Wentz had his moments, too, threading the needle on his second TD pass to Pittman and then, on that 38-yard Pittman reception in traffic, keeping the play alive by avoiding a sack in the pocket, pressing the ball against the turf to maintain his balance before rising and running and rifling that zinger to Pittman.

The game had other emotions we need to honor, too. Talking about defensive end Tyquan Lewis’ interception in the second quarter, when he dropped into coverage and picked off Ryan Tannehill and started running the other way before his right knee exploded. Lewis fumbled as he went down, untouched, grabbing his knee as the ball bounced away and the Titans recovered.

Lewis was taken into the tunnel on a cart, and if that’s the last time we see him in a Colts uniform, how awful. This is the final year of his rookie contract, and Lewis was going to make a lot of money in the offseason. Now, who knows? Defensive tackle Taylor Stallworth walked with the cart as long as he could, and Lewis patted his own heart in appreciation.  

Taking advantage of the devastating turn of events, the Titans scored on the next play, a 57-yard TD pass from Tannehill to A.J. Brown, a play where Colts cornerback Xavier Rhodes blew the tackle at the 40. That tied the game at 14 after the Colts had scored twice in 57 seconds – two Wentz-to-Pittman touchdowns – for a 14-0 lead.

But the game unraveled from there. Reich was going for it one too many times on fourth down, and he was calling for just 16 carries for Taylor, who gained 70 yards and had two other carries for about 60 yards, total, nullified by penalty.

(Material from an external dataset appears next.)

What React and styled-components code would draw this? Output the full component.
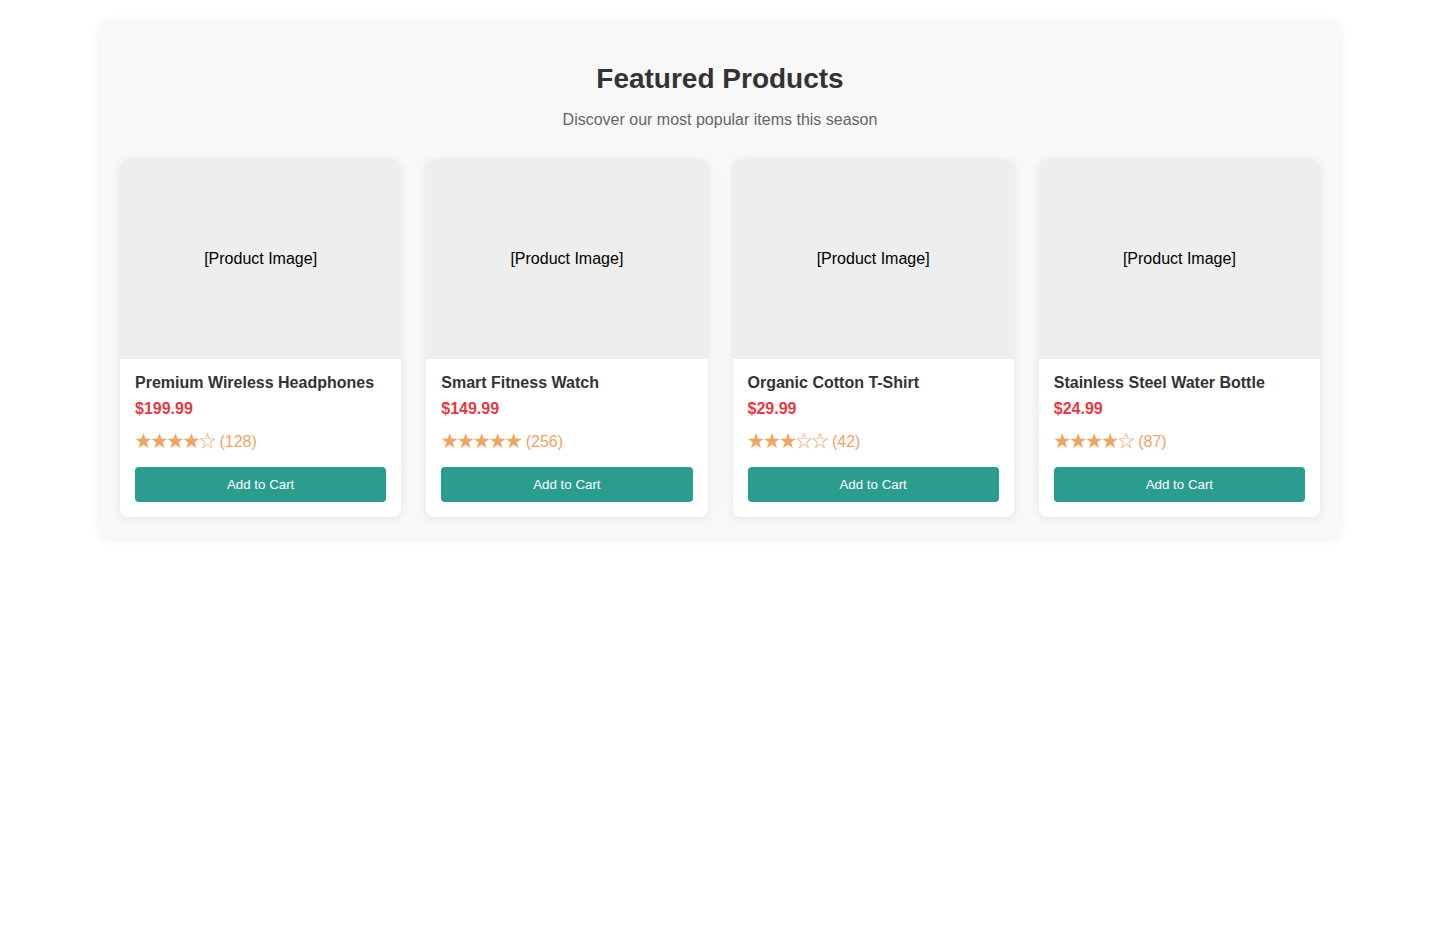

Wentz, meanwhile, was throwing too many interceptions. You remember the freak show in the end zone, but in overtime Wentz launched a poorly conceived throw into double coverage for Pittman that Tennessee intercepted in Colts territory, leading to Randy Bullock’s game-winning field goal of 46 yards.

Reich and Wentz have made pretty music this year, but on Sunday they combined to belch up a game the Colts should have won. The rest of the 2021 season will unfold slowly, giving us plenty of time to debate how much Wentz should play the rest of the way, and whether we’ll see him – or Reich – with the Colts in 2022.